***** Dataset excerpt

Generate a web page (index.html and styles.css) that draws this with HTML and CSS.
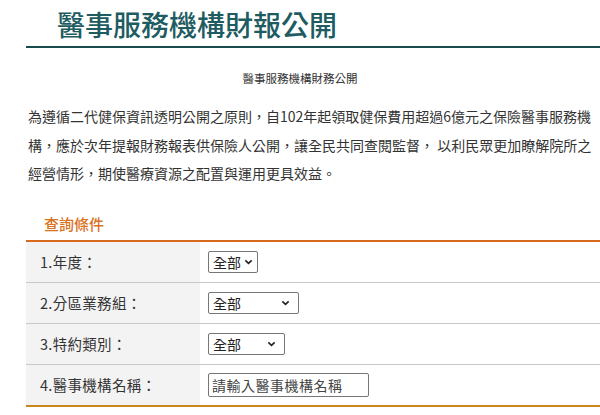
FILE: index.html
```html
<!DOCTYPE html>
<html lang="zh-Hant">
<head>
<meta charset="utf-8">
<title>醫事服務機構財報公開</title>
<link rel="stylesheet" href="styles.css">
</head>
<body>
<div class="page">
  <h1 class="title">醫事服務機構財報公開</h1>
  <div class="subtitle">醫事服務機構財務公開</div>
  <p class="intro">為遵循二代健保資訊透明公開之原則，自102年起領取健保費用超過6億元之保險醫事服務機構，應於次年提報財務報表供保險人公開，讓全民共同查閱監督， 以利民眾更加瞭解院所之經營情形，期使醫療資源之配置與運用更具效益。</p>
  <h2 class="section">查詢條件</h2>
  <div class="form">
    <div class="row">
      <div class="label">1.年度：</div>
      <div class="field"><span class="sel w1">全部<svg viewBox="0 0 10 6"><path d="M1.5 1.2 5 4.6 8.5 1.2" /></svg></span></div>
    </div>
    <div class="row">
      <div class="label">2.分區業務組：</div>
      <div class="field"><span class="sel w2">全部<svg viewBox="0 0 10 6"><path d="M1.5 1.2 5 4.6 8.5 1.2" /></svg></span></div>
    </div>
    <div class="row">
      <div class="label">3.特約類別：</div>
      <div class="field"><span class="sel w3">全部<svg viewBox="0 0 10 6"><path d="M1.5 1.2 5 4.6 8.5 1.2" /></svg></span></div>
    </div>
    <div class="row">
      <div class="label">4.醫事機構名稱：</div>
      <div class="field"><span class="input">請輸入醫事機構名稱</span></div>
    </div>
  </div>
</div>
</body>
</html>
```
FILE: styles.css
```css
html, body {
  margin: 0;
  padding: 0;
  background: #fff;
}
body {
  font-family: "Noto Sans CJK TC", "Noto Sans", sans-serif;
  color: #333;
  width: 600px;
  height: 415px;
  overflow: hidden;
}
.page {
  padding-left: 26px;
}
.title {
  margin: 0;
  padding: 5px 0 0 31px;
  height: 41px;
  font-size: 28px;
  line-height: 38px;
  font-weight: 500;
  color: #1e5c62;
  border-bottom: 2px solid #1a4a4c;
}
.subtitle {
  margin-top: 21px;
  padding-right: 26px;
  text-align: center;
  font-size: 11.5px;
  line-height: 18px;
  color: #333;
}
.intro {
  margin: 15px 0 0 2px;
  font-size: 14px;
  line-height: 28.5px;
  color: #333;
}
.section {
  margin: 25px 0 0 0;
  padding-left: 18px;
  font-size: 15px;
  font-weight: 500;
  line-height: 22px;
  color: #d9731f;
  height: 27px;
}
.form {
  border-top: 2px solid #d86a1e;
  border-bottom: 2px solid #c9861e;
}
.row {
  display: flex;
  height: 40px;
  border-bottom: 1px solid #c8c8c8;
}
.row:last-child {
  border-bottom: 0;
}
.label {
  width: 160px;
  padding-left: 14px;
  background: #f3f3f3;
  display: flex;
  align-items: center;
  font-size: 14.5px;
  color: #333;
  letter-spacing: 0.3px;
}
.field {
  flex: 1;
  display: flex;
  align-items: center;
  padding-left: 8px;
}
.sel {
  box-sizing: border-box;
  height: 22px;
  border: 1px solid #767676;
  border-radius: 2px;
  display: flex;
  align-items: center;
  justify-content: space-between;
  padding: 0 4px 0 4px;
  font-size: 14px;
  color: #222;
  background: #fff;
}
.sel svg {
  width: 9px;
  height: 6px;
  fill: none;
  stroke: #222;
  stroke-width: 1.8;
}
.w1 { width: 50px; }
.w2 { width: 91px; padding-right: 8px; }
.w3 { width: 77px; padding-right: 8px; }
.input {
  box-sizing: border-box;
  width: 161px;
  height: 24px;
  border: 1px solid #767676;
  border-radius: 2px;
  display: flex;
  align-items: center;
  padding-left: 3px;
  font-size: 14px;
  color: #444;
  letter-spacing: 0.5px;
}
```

**********

> **Your instructions**: Omit every picture, then repeat the remaining data exactly as it appears above.

> **The answer**:
Generate a web page (index.html and styles.css) that draws this with HTML and CSS.
FILE: index.html
```html
<!DOCTYPE html>
<html lang="zh-Hant">
<head>
<meta charset="utf-8">
<title>醫事服務機構財報公開</title>
<link rel="stylesheet" href="styles.css">
</head>
<body>
<div class="page">
  <h1 class="title">醫事服務機構財報公開</h1>
  <div class="subtitle">醫事服務機構財務公開</div>
  <p class="intro">為遵循二代健保資訊透明公開之原則，自102年起領取健保費用超過6億元之保險醫事服務機構，應於次年提報財務報表供保險人公開，讓全民共同查閱監督， 以利民眾更加瞭解院所之經營情形，期使醫療資源之配置與運用更具效益。</p>
  <h2 class="section">查詢條件</h2>
  <div class="form">
    <div class="row">
      <div class="label">1.年度：</div>
      <div class="field"><span class="sel w1">全部<svg viewBox="0 0 10 6"><path d="M1.5 1.2 5 4.6 8.5 1.2" /></svg></span></div>
    </div>
    <div class="row">
      <div class="label">2.分區業務組：</div>
      <div class="field"><span class="sel w2">全部<svg viewBox="0 0 10 6"><path d="M1.5 1.2 5 4.6 8.5 1.2" /></svg></span></div>
    </div>
    <div class="row">
      <div class="label">3.特約類別：</div>
      <div class="field"><span class="sel w3">全部<svg viewBox="0 0 10 6"><path d="M1.5 1.2 5 4.6 8.5 1.2" /></svg></span></div>
    </div>
    <div class="row">
      <div class="label">4.醫事機構名稱：</div>
      <div class="field"><span class="input">請輸入醫事機構名稱</span></div>
    </div>
  </div>
</div>
</body>
</html>
```
FILE: styles.css
```css
html, body {
  margin: 0;
  padding: 0;
  background: #fff;
}
body {
  font-family: "Noto Sans CJK TC", "Noto Sans", sans-serif;
  color: #333;
  width: 600px;
  height: 415px;
  overflow: hidden;
}
.page {
  padding-left: 26px;
}
.title {
  margin: 0;
  padding: 5px 0 0 31px;
  height: 41px;
  font-size: 28px;
  line-height: 38px;
  font-weight: 500;
  color: #1e5c62;
  border-bottom: 2px solid #1a4a4c;
}
.subtitle {
  margin-top: 21px;
  padding-right: 26px;
  text-align: center;
  font-size: 11.5px;
  line-height: 18px;
  color: #333;
}
.intro {
  margin: 15px 0 0 2px;
  font-size: 14px;
  line-height: 28.5px;
  color: #333;
}
.section {
  margin: 25px 0 0 0;
  padding-left: 18px;
  font-size: 15px;
  font-weight: 500;
  line-height: 22px;
  color: #d9731f;
  height: 27px;
}
.form {
  border-top: 2px solid #d86a1e;
  border-bottom: 2px solid #c9861e;
}
.row {
  display: flex;
  height: 40px;
  border-bottom: 1px solid #c8c8c8;
}
.row:last-child {
  border-bottom: 0;
}
.label {
  width: 160px;
  padding-left: 14px;
  background: #f3f3f3;
  display: flex;
  align-items: center;
  font-size: 14.5px;
  color: #333;
  letter-spacing: 0.3px;
}
.field {
  flex: 1;
  display: flex;
  align-items: center;
  padding-left: 8px;
}
.sel {
  box-sizing: border-box;
  height: 22px;
  border: 1px solid #767676;
  border-radius: 2px;
  display: flex;
  align-items: center;
  justify-content: space-between;
  padding: 0 4px 0 4px;
  font-size: 14px;
  color: #222;
  background: #fff;
}
.sel svg {
  width: 9px;
  height: 6px;
  fill: none;
  stroke: #222;
  stroke-width: 1.8;
}
.w1 { width: 50px; }
.w2 { width: 91px; padding-right: 8px; }
.w3 { width: 77px; padding-right: 8px; }
.input {
  box-sizing: border-box;
  width: 161px;
  height: 24px;
  border: 1px solid #767676;
  border-radius: 2px;
  display: flex;
  align-items: center;
  padding-left: 3px;
  font-size: 14px;
  color: #444;
  letter-spacing: 0.5px;
}
```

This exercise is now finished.